Cien años para nada
lunes 20 de febrero de 2017, 02:00h
Esta primavera se cumple el centenario de la Revolución Rusa, y ello es una muestra palpable no sólo de que los siglos se inician con grandes cambios que marcan la historia sino también que pervive la Ley del Péndulo.
Hace justamente cien años de la eclosión bolchevique en el país de los Urales. Ello, después de una década de total decadencia merced a la monarquía autocrática de los Romanov marcada por la falta de capacidad del zar Nicolás II para dirigir un vasto imperio de 23 millones de kilómetros cuadrados y por la nada pacífica asunción de sus poderes por parte de la Duma. Popularmente, se excusó la sublevación en el poder en la sombra que ejercía el monje Grigori Rasputín a través de la zarina Alejandra y a la condición de ésta de espía alemana, pero eso más bien se asemeja al dudoso “si no pueden comer pan que coman pasteles” de Maria Antonieta que fue utilizado para calentar a las masas.
Pues bien, los postulados comunistas de Karl Marx y Friedric encontraron en Rusia su perfecto campo de cultivo, coincidiendo en el tiempo con la Gran Guerra, cuyo desenlace supuso que el antisemitismo que hacía ya lustros se estaba labrando en Alemania y Austria fuera aprovechado por el enajenado Adolf Hitler para implantar el nefasto Tercer Reich.
La consecuencia de todo ello fue la coincidencia en el tiempo de dos movimientos que podríamos definir como ideológicamente antagónicos aunque en el fondo no lo sean tanto: el bolchevique y el nazionalsocialista. Extrema derecha y extrema izquierda -que siempre se acaban encontrando porque sólo pueden pervivir en un régimen sin libertades públicas- lucharon en la segunda contienda mundial con la intención de asentar una posición hegemónica.
Nada casualmente, y después de décadas en las que nos pensábamos que los movimientos totalitarios eran cosa del pasado, a día de hoy nos encontramos con una Europa en la que han irrumpido coetáneamente y con fuerza movimientos comunistas y fascistas. El Syriza de Tsipras, el Podemos nada socialdemócrata de Pablo Iglesias, Front National de Marine Le Pen o los antiislamista FPÖ de Norbert Hofer en Austria y PPV holandés de Geert Wilders, son un ejemplo de que el paso del tiempo provoca que todos los modelos de gobierno se desgasten por sí solos, no respondan a las necesidades de las personas, y en consecuencia la sociedad mire en otra dirección radical para satisfacer sus anhelos.
Este tipo de movimientos extremos, sean del espectro político que sean, se fraguan poco a poco.

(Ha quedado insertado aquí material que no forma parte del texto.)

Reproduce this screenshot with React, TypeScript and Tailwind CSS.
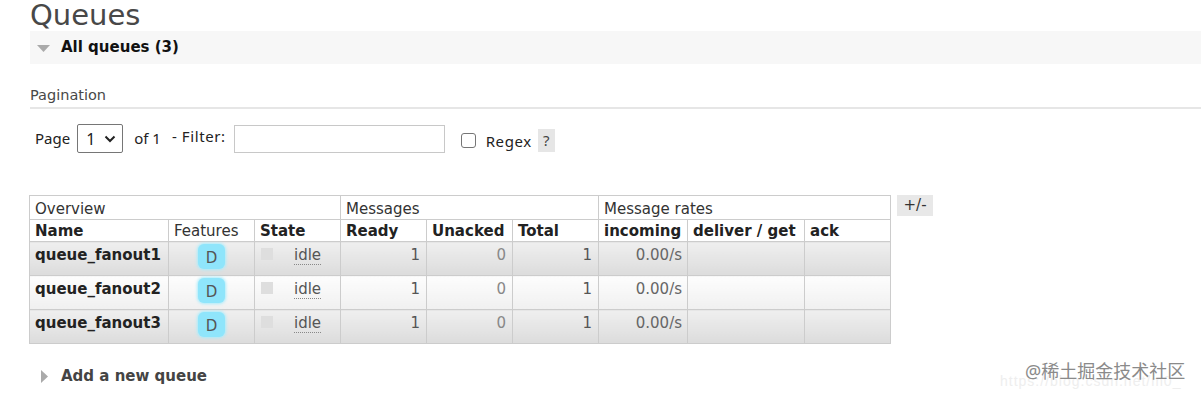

Nunca son fruto de una flor de un verano, sino de un cúmulo de insatisfacciones por parte de un pueblo que al fin y al cabo lo que busca es lo que en términos politológicos se conoce como el deseo de reconocimiento.
Se les suele llamar “populistas”, y lo son porque sin duda sí que saben aprovechar ese deseo de reconocimiento para lanzar mensajes en los que los ciudadanos se sienten amparados y no a merced de satisfacción de necesidades ajenas.
Con todo ello, lo que vemos es que, al igual que la economía, la política sufre períodos cíclicos siempre caracterizados por la insafistacción de los ciudadanos en la resolución de sus problemas.
La historia parece que está condenada a repetirse. Se creía tras la Gran Guerra que era imposible que se derivara una nueva contienda mundial, mas no tardó en llegar la Segunda Guerra Mundial. Ahora, muchos no dudan en calificar como Tercer Guerra Mundial a los ataques yihadistas que está sufriendo Europa. Lo mismo se puede predicar de todos los movimientos políticos extremistas que están resurgiendo y que tanta infamia causaron.